To grade each company, researchers for SaferAI assessed the “red teaming” of models—technical efforts to find flaws and vulnerabilities—as well as the companies’ strategies to model threats and mitigate risk.

Of the six companies graded, xAI ranked last, with a score of 0/5. Meta and Mistral AI were also labeled as having “very weak” risk management. OpenAI and Google Deepmind received “weak” ratings, while Anthropic led the pack with a “moderate” score of 2.2 out of 5.

Read More: Elon Musk's AI Data Center Raises Alarms.

xAI received the lowest possible score because they have barely published anything about risk management, Campos says. He hopes the company will turn its attention to risk now that its model Grok 2 is competing with Chat-GPT and other systems. “My hope is that it’s transitory: that they will publish something in the next six months and then we can update their grade accordingly,” he says. 

Campos says the ratings might put pressure on these companies to improve their internal processes, which could potentially lessen models’ bias, curtail the spread of misinformation, or make them less prone to misuse by malicious actors. Campos also hopes these companies apply some of the same principles adopted by high-risk industries like nuclear power, biosafety, and aviation safety. “Despite these industries dealing with very different objects, they have very similar principles and risk management framework,” he says. 

SaferAI’s grading framework was designed to be compatible with some of the world’s most important AI standards, including those set forth by the EU AI Act and the G7 Hiroshima Process.

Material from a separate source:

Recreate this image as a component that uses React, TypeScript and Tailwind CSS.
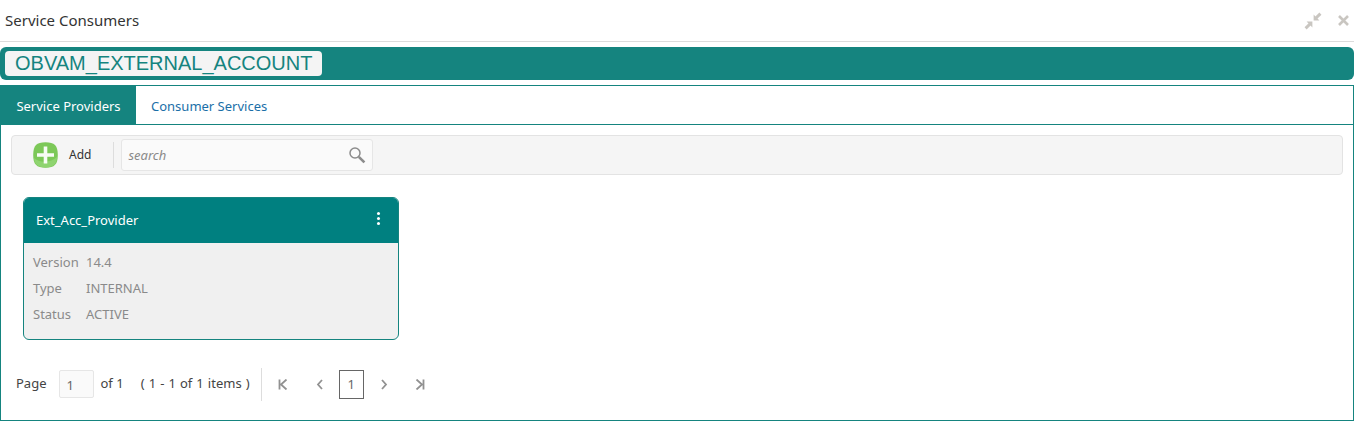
const ShrinkIcon = () => (
    <svg width="18" height="18" viewBox="0 0 18 18" fill="#c9c6c1">
        <path d="M9.6 8.4V2.6L15.4 8.4Z" />
        <path d="M16.4 1.6L12 6" stroke="#c9c6c1" strokeWidth="3" />
        <path d="M8.4 9.6V15.4L2.6 9.6Z" />
        <path d="M1.6 16.4L6 12" stroke="#c9c6c1" strokeWidth="3" />
    </svg>
);

const CloseIcon = () => (
    <svg width="11" height="11" viewBox="0 0 11 11" fill="none" stroke="#c9c6c1" strokeWidth="2.6">
        <path d="M1 1L10 10M10 1L1 10" />
    </svg>
);

const AddIcon = () => (
    <svg width="25" height="26" viewBox="0 0 25 26">
        <path d="M12.5 .3C21.5 .3 24.8 3.6 24.8 13S21.5 25.7 12.5 25.7.2 22.4.2 13 3.5 .3 12.5 .3Z" fill="#7cc858" />
        <path d="M1 16C6 21 18 21 24 15C24 22 20 25.5 12.5 25.5S1.4 22 1 16Z" fill="#8fd470" />
        <path d="M10.7 4.5h3.6v6.7H21v3.6h-6.7v6.7h-3.6v-6.7H4v-3.6h6.7Z" fill="#fff" fillOpacity=".95" />
    </svg>
);

const SearchIcon = () => (
    <svg width="18" height="18" viewBox="0 0 18 18" fill="none">
        <circle cx="7" cy="7" r="5" stroke="#8c8c8c" strokeWidth="1.5" />
        <path d="M10.8 10.8 L16.4 16.4" stroke="#8c8c8c" strokeWidth="2.6" />
    </svg>
);

const PagerIcon = ({ d }: { d: string }) => (
    <svg width="10" height="11" viewBox="0 0 10 11" fill="none" stroke="#919191" strokeWidth="1.8">
        <path d={d} />
    </svg>
);

const rows = [
    { label: 'Version', value: '14.4' },
    { label: 'Type', value: 'INTERNAL' },
    { label: 'Status', value: 'ACTIVE' },
];

const App = () => {
    return (
        <div className='w-[1354px] h-[425px] overflow-hidden bg-white font-["Noto_Sans",sans-serif]'>
            {/* Title */}
            <div className="h-[42px] flex items-center justify-between border-b border-[#dcdcdc] pl-[5px] pr-[5px]">
                <span className="text-[15px] text-[#333]">Service Consumers</span>
                <div className="flex items-center gap-[16px]">
                    <ShrinkIcon />
                    <CloseIcon />
                </div>
            </div>

            {/* Name bar */}
            <div className="mt-[5px] h-[33px] rounded-[6px] bg-[#15847f] pl-[5px] pt-[4px]">
                <div className='w-[317px] h-[25px] rounded-[4px] bg-[#f4f4f4] pl-[10px] font-["Liberation_Sans",sans-serif] text-[20px] leading-[24px] text-[#15847f]'>
                    OBVAM_EXTERNAL_ACCOUNT
                </div>
            </div>

            {/* Panel */}
            <div className="mt-[5px] h-[336px] border border-[#15847f]">
                <div className="h-[39px] flex border-b border-[#15847f]">
                    <div className="w-[135px] flex items-center justify-center bg-[#15847f] pt-[3px] text-[13px] text-white">Service Providers</div>
                    <div className="ml-[15px] flex items-center pt-[3px] text-[13px] text-[#1a6fa8]">Consumer Services</div>
                </div>

                {/* Toolbar */}
                <div className="mx-[10px] mt-[10px] h-[40px] flex items-center rounded-[4px] border border-[#e3e3e3] bg-[#f5f5f5]">
                    <div className="ml-[21px] flex">
                        <AddIcon />
                    </div>
                    <span className="ml-[11px] text-[12px] text-[#333]">Add</span>
                    <div className="ml-[22px] h-[26px] w-px bg-[#dddddd]" />
                    <div className="ml-[7px] w-[252px] h-[32px] flex items-center justify-between rounded-[3px] border border-[#e6e6e6] bg-[#fafafa] pl-[6px] pr-[6px]">
                        <span className="pt-[2px] text-[13px] italic text-[#8a8a8a]">search</span>
                        <SearchIcon />
                    </div>
                </div>

                {/* Card */}
                <div className="ml-[22px] mt-[22px] w-[376px] h-[143px] overflow-hidden rounded-[6px] border border-[#15847f] bg-[#f0f0f0]">
                    <div className="h-[45px] flex items-center justify-between bg-[#008080] pl-[12px] pr-[18px]">
                        <span className="text-[13px] text-white">Ext_Acc_Provider</span>
                        <div className="mb-[4px] flex flex-col gap-[2px]">
                            <span className="size-[3px] rounded-full bg-white" />
                            <span className="size-[3px] rounded-full bg-white" />
                            <span className="size-[3px] rounded-full bg-white" />
                        </div>
                    </div>
                    <div className="pl-[9px] pt-[7px]">
                        {rows.map((row) => (
                            <div key={row.label} className="h-[26px] flex items-center text-[13px] text-[#8a8a8a]">
                                <span className="w-[53px]">{row.label}</span>
                                <span>{row.value}</span>
                            </div>
                        ))}
                    </div>
                </div>

                {/* Pagination */}
                <div className="ml-[15px] mt-[27px] h-[34px] flex items-center text-[13px] text-[#444]">
                    <span>Page</span>
                    <div className="ml-[12px] w-[35px] h-[28px] flex items-center rounded-[2px] border border-[#e6e6e6] bg-[#fafafa] pl-[7px] pt-[3px] text-[#666]">1</div>
                    <span className="ml-[7px]">of 1</span>
                    <span className="ml-[17px] [word-spacing:0.7px]">( 1 - 1 of 1 items )</span>
                    <div className="ml-[11px] h-[33px] w-px bg-[#dddddd]" />
                    <div className="ml-[16px] flex items-center">
                        <PagerIcon d="M1.5 0.5V10.5M8.5 0.5L3 5.5L8.5 10.5" />
                        <div className="ml-[27px] flex">
                            <PagerIcon d="M7 1L3 5.5L7 10" />
                        </div>
                        <div className="ml-[14px] w-[25px] h-[29px] flex items-center justify-center border border-[#666] pt-[2px] text-[#666]">1</div>
                        <div className="ml-[15px] flex">
                            <PagerIcon d="M3 1L7 5.5L3 10" />
                        </div>
                        <div className="ml-[26px] flex">
                            <PagerIcon d="M8.5 0.5V10.5M1.5 0.5L7 5.5L1.5 10.5" />
                        </div>
                    </div>
                </div>
            </div>
        </div>
    );
};

export default App;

SaferAI is part of the US AI Safety Consortium, which was created by the White House in February. The nonprofit is primarily funded by the tech nonprofit Founders Pledge and the investor Jaan Tallinn. 

Yoshua Bengio, one of the most respected figures in AI, endorsed the ratings system, writing in a statement that he hopes it will “guarantee the safety of the models [companies] develop and deploy…We can't let them grade their own homework.”

Correction, Oct. 2: The original version of this story misstated how SaferAI graded the companies. Its researchers assessed the "red teaming" procedures of the models; they did not conduct their own red teaming.